Article 11 provides that if the public competition is to be held in two stages, the second must consist of a training course or program for purposes of elimination, which may also be used for ranking candidates if so provided in the regulatory instruments for the competition. The ranking may be done separately by stages or by totaling the points obtained in the two competition stages (Article 11.1). Candidates who qualify in the first stage will be invited by public notice to register in the training course, with due regard to the time limit established by the organ or entity conducting the competition (Article 11.2).

According to Article 12, “the period of validity for public competitions may be for up to one year, extendable for an equal period, from the date of publication of authorization of the competition or of the first round, in the case of two-stage competitions, pursuant to Article 11”.

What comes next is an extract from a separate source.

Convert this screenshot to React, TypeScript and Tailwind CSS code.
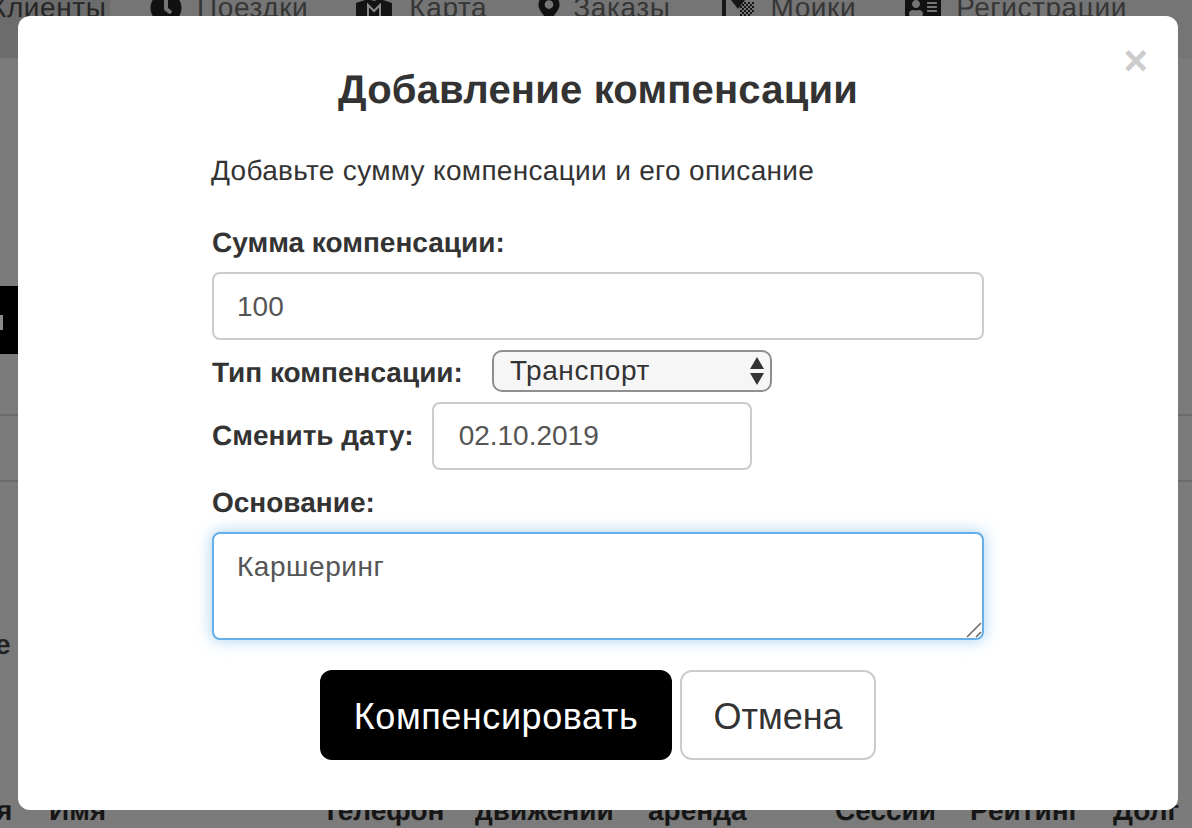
import { FaClock, FaMapMarkerAlt, FaAddressCard } from 'react-icons/fa';

const font = "font-['Liberation_Sans',Arial,sans-serif] [text-rendering:geometricPrecision]";

function MapIcon() {
  return (
    <svg width="36" height="32" viewBox="0 0 36 32">
      <path d="M0 11L12 7l6 2 6-2 12 4v21H0z" fill="#141414" />
      <path d="M12 26V13l6 6 6-6v13" fill="none" stroke="#8a8a8a" strokeWidth="2" />
    </svg>
  );
}

function WashIcon() {
  const dots: [number, number][] = [];
  for (let y = 10; y < 24; y += 2) {
    for (let x = 18; x < 32; x += 2) {
      if ((x + y) % 4 === 0 && x + y < 50 && x + y > 30) dots.push([x, y]);
    }
  }
  return (
    <svg width="36" height="32" viewBox="0 0 36 32">
      <rect x="0" y="0" width="4" height="32" fill="#161616" />
      <path d="M9 8h14l-7 9z" fill="#161616" />
      {dots.map(([x, y]) => (
        <rect key={`${x}-${y}`} x={x} y={y} width="2" height="2" fill="#161616" />
      ))}
    </svg>
  );
}

function Background() {
  return (
    <div className="flex flex-col">
      {/* Top nav, mostly hidden behind the dialog */}
      <div className="h-[58px] bg-[linear-gradient(90deg,#6c6c6c_110px,#757575_110px)] overflow-hidden">
        <div className="flex items-center -mt-[9px] h-[34px] text-[28px] leading-[34px] tracking-[0.6px] text-[#363636] whitespace-nowrap">
          <span className="-ml-[10px] w-[120px] text-[#262626]">Клиенты</span>
          <span className="ml-[40px] text-[#111111]"><FaClock size={32} /></span>
          <span className="ml-[15px]">Поездки</span>
          <span className="ml-[48px]"><MapIcon /></span>
          <span className="ml-[17px]">Карта</span>
          <span className="ml-[48px] text-[#111111]"><FaMapMarkerAlt size={28} /></span>
          <span className="ml-[10px]">Заказы</span>
          <span className="ml-[52px]"><WashIcon /></span>
          <span className="ml-[12px]">Моики</span>
          <span className="ml-[49px] text-[#111111]"><FaAddressCard size={36} /></span>
          <span className="ml-[15px]">Регистрации</span>
        </div>
      </div>

      <div className="mt-[228px] w-[40px] h-[68px] bg-black overflow-hidden">
        <div className="mt-[29px] w-[3px] h-[15px] bg-[#8a8a8a]" />
      </div>
      <div className="mt-[60px] h-[2px] bg-[#6a6a6a]" />
      <div className="mt-[64px] h-[2px] bg-[#6a6a6a]" />
      <div className="mt-[146px] -ml-[5px] text-[28px] leading-[34px] font-bold text-[#222222]">е</div>

      {/* Table header sticking out below the dialog */}
      <div className="mt-[132px] flex text-[28px] leading-[34px] font-bold text-[#161616] whitespace-nowrap">
        <span className="-ml-[4px] w-[53px]">я</span>
        <span className="w-[273px]">Имя</span>
        <span className="w-[153px]">Телефон</span>
        <span className="w-[173px]">движений</span>
        <span className="w-[187px]">аренда</span>
        <span className="w-[135px]">Сессии</span>
        <span className="w-[143px]">Рейтинг</span>
        <span>Долг</span>
      </div>
    </div>
  );
}

export default function App() {
  return (
    <div className={`relative w-[1192px] h-[828px] overflow-hidden bg-[#7b7b7b] ${font}`}>
      <Background />

      {/* Dialog */}
      <div className="absolute left-[18px] top-[16px] w-[1160px] h-[794px] bg-white rounded-[12px] text-[#333333]">
        <button className="absolute right-[30px] top-[21px] text-[42px] leading-[48px] font-bold text-[#cccccc]">×</button>

        <h4 className="pt-[50px] text-center text-[40px] leading-[48px] tracking-[0.18px] font-bold">Добавление компенсации</h4>

        <div className="mx-auto w-[772px] mt-[40px] flex flex-col">
          <p className="-ml-[1px] text-[28px] leading-[34px] tracking-[0.32px]">Добавьте сумму компенсации и его описание</p>

          <label className="mt-[38px] text-[28px] leading-[34px] font-bold">Сумма компенсации:</label>
          <input
            readOnly
            value="100"
            className="mt-[12px] h-[68px] w-full pl-[23px] pr-[24px] pt-[2px] text-[28px] text-[#555555] bg-white border-2 border-[#cccccc] rounded-[8px] outline-none"
          />

          <div className="mt-[10px] flex items-center h-[42px]">
            <label className="pt-[3px] text-[28px] leading-[34px] font-bold">Тип компенсации:</label>
            <div className="relative ml-[29px]">
              <select className="appearance-none block w-[280px] h-[42px] pl-[16px] text-[28px] leading-[34px] tracking-[0.6px] text-[#333333] bg-[#f6f6f6] border-2 border-[#8f8f8f] rounded-[10px] outline-none">
                <option>Транспорт</option>
              </select>
              <svg className="absolute right-[7px] top-[7px]" width="16" height="28" viewBox="0 0 16 28">
                <path d="M8 0l7 12H1z M8 28L1 16h14z" fill="#333333" />
              </svg>
            </div>
          </div>

          <div className="mt-[10px] flex items-center h-[68px]">
            <label className="text-[28px] leading-[34px] font-bold">Сменить дату:</label>
            <input
              readOnly
              value="02.10.2019"
              className="ml-[18px] h-[68px] w-[320px] px-[25px] text-[28px] text-[#555555] bg-white border-2 border-[#cccccc] rounded-[8px] outline-none"
            />
          </div>

          <label className="mt-[16px] text-[28px] leading-[34px] font-bold">Основание:</label>
          <div className="relative mt-[12px]">
            <textarea
              readOnly
              value="Каршеринг"
              className="block h-[108px] w-full pl-[23px] pr-[24px] pt-[13px] pb-[11px] text-[28px] leading-[40px] tracking-[0.55px] text-[#555555] bg-white border-2 border-[#66afe9] rounded-[8px] outline-none resize-none shadow-[0_0_16px_rgba(102,175,233,0.6)]"
            />
            <svg className="absolute right-[2px] bottom-[2px]" width="16" height="16" viewBox="0 0 16 16">
              <path d="M1 15L15 1M10 15l5-5" stroke="#666666" strokeWidth="1.5" />
            </svg>
          </div>

          <div className="mt-[30px] flex justify-center gap-[8px]">
            <button className="h-[90px] w-[352px] pt-[3px] bg-black text-white text-[36px] tracking-[0.57px] rounded-[12px]">Компенсировать</button>
            <button className="h-[90px] w-[196px] pt-[3px] bg-white text-[#333333] text-[36px] border-2 border-[#cccccc] rounded-[12px]">Отмена</button>
          </div>
        </div>
      </div>
    </div>
  );
}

Article 13 establishes that the organ or entity responsible for holding the competition must approve and publish, in the Official Gazette, a list of qualified candidates from the competitions, containing at least twice as many names as there are vacancies announced in the notice for each position or office, by order of ranking.

Article 14 provides that during the validity period of the competition, the Ministry of Planning, Budget and Management may authorize the appointment or hiring of candidates who have qualified but have not been called, up to a limit of 50% of the original number of vacancies.

According to paragraph 1, “in the case of a two-stage competition, the Ministry of Planning, Budget and Management may authorize the calling of candidates who were approved but not called in the first stage, and their appointment will depend on their success in the second stage.”

According to paragraph 2, “the appointment or hiring of candidates shall adhere strictly to the order of ranking in the public competition”.